I ordered a used copy of the AGM Thoth Tarot off of Amazon, just to see how it would feel to have the deck in front of me. I still have the copy of the Thoth tarot that he taught me to read with. I decided against burying my original copy of the deck simply because he wasn’t a pack of cards, even if the Thoth tarot had become synonymous with him, at least in my mind. I’ve got it tucked at the back of my tarot collection. I could have gotten rid of my wooden box containing the deck very easily, but I wanted a marked or touchstone to remind me of where I’d been.

When the new copy of the AGM Thoth Tarot arrived, I was surprised to find that the deck was still wrapped in plastic, both the box and the cards. The deck wasn’t used after all, and I hadn’t paid that much for it. It felt like a bit of good fortune. When I got the deck out of the box and looked upon the face of Lady Frieda Harris, it was like greeting an old friend, I knew her art so well. I flipped through the Little White Book and found out a little bit about her and how she and Alistair Crowley met.

I read so many books about Crowley and the symbolism of the cards when I started reading with the Thoth Tarot, but I don’t recall one mention of Frieda and who she was. I was happy to finally meet her and to see her name on the box of the cards that she created.

As I made my way through the deck again after so many years, I focused not the mysticism that Alistair Crowley wanted in the deck, but the artistic skill used as Frieda tried to paint another person’s vision. Ever drop of water, ever tongue of flame was painted by her and she had to paint it to his specifications, but still, they are her paintings.

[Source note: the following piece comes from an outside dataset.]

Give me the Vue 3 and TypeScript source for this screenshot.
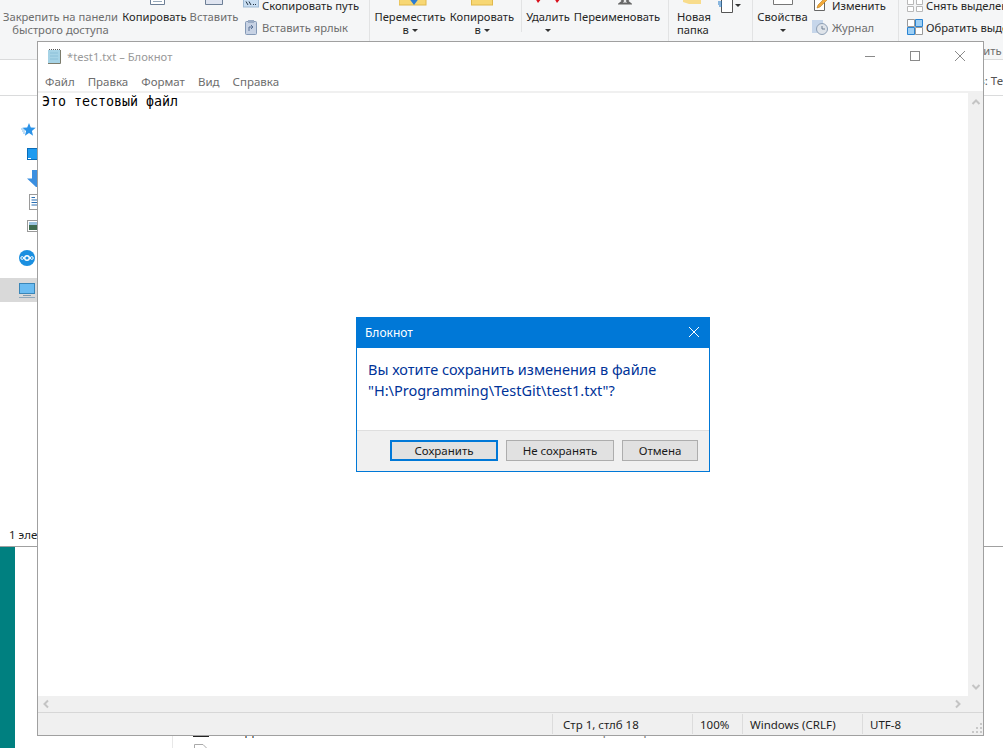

It was comforting to know that this was a new deck, unassociated with him. I can finally read with the Thoth Tarot again after so many years, and it has nothing to do with it. I can finally let his influence over the deck go and embrace the cards I know so well once more so that I can see them in a new light.

It’s wonderful to know that on one hand, I’m meeting and old friend again, but on the other, I’m also forging a new relationship with the cards and can’t wait to see what I learn about myself.

Thank you, Frieda, wherever you are.